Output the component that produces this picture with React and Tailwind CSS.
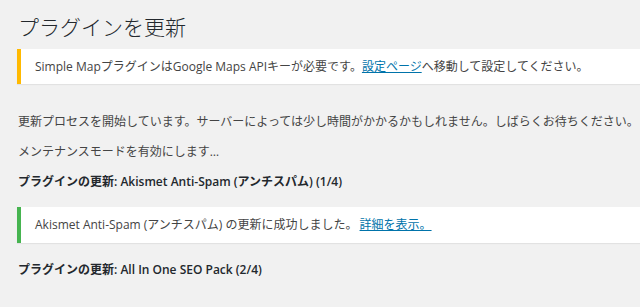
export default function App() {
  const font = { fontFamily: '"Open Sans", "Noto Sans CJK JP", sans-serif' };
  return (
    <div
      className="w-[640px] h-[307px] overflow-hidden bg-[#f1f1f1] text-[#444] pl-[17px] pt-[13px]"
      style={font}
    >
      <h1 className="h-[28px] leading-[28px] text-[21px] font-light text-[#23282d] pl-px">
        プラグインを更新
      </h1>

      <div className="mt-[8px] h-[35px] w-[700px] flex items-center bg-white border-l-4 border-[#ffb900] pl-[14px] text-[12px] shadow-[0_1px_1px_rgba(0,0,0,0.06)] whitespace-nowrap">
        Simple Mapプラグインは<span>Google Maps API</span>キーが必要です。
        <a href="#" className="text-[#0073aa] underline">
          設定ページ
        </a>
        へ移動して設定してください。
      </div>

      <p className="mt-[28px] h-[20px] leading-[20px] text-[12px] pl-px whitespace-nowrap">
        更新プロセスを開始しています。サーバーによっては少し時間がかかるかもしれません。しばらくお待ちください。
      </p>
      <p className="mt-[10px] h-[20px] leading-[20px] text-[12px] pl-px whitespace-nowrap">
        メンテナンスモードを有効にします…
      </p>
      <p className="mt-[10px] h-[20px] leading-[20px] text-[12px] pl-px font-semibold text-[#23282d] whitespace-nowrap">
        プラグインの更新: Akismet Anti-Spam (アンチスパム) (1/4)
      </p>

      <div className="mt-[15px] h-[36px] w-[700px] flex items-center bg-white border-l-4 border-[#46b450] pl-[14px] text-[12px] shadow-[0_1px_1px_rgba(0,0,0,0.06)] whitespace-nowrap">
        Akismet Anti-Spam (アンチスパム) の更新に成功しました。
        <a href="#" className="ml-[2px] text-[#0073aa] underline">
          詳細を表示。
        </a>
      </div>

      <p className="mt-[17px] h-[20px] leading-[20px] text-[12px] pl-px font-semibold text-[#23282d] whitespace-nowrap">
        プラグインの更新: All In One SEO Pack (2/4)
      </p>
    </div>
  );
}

## EXERCISE BRIEF
Skipping the pictures, transcribe each line above exactly as it appears.

## SOLUTION TO THE PROBLEM
Output the component that produces this picture with React and Tailwind CSS.
export default function App() {
  const font = { fontFamily: '"Open Sans", "Noto Sans CJK JP", sans-serif' };
  return (
    <div
      className="w-[640px] h-[307px] overflow-hidden bg-[#f1f1f1] text-[#444] pl-[17px] pt-[13px]"
      style={font}
    >
      <h1 className="h-[28px] leading-[28px] text-[21px] font-light text-[#23282d] pl-px">
        プラグインを更新
      </h1>

      <div className="mt-[8px] h-[35px] w-[700px] flex items-center bg-white border-l-4 border-[#ffb900] pl-[14px] text-[12px] shadow-[0_1px_1px_rgba(0,0,0,0.06)] whitespace-nowrap">
        Simple Mapプラグインは<span>Google Maps API</span>キーが必要です。
        <a href="#" className="text-[#0073aa] underline">
          設定ページ
        </a>
        へ移動して設定してください。
      </div>

      <p className="mt-[28px] h-[20px] leading-[20px] text-[12px] pl-px whitespace-nowrap">
        更新プロセスを開始しています。サーバーによっては少し時間がかかるかもしれません。しばらくお待ちください。
      </p>
      <p className="mt-[10px] h-[20px] leading-[20px] text-[12px] pl-px whitespace-nowrap">
        メンテナンスモードを有効にします…
      </p>
      <p className="mt-[10px] h-[20px] leading-[20px] text-[12px] pl-px font-semibold text-[#23282d] whitespace-nowrap">
        プラグインの更新: Akismet Anti-Spam (アンチスパム) (1/4)
      </p>

      <div className="mt-[15px] h-[36px] w-[700px] flex items-center bg-white border-l-4 border-[#46b450] pl-[14px] text-[12px] shadow-[0_1px_1px_rgba(0,0,0,0.06)] whitespace-nowrap">
        Akismet Anti-Spam (アンチスパム) の更新に成功しました。
        <a href="#" className="ml-[2px] text-[#0073aa] underline">
          詳細を表示。
        </a>
      </div>

      <p className="mt-[17px] h-[20px] leading-[20px] text-[12px] pl-px font-semibold text-[#23282d] whitespace-nowrap">
        プラグインの更新: All In One SEO Pack (2/4)
      </p>
    </div>
  );
}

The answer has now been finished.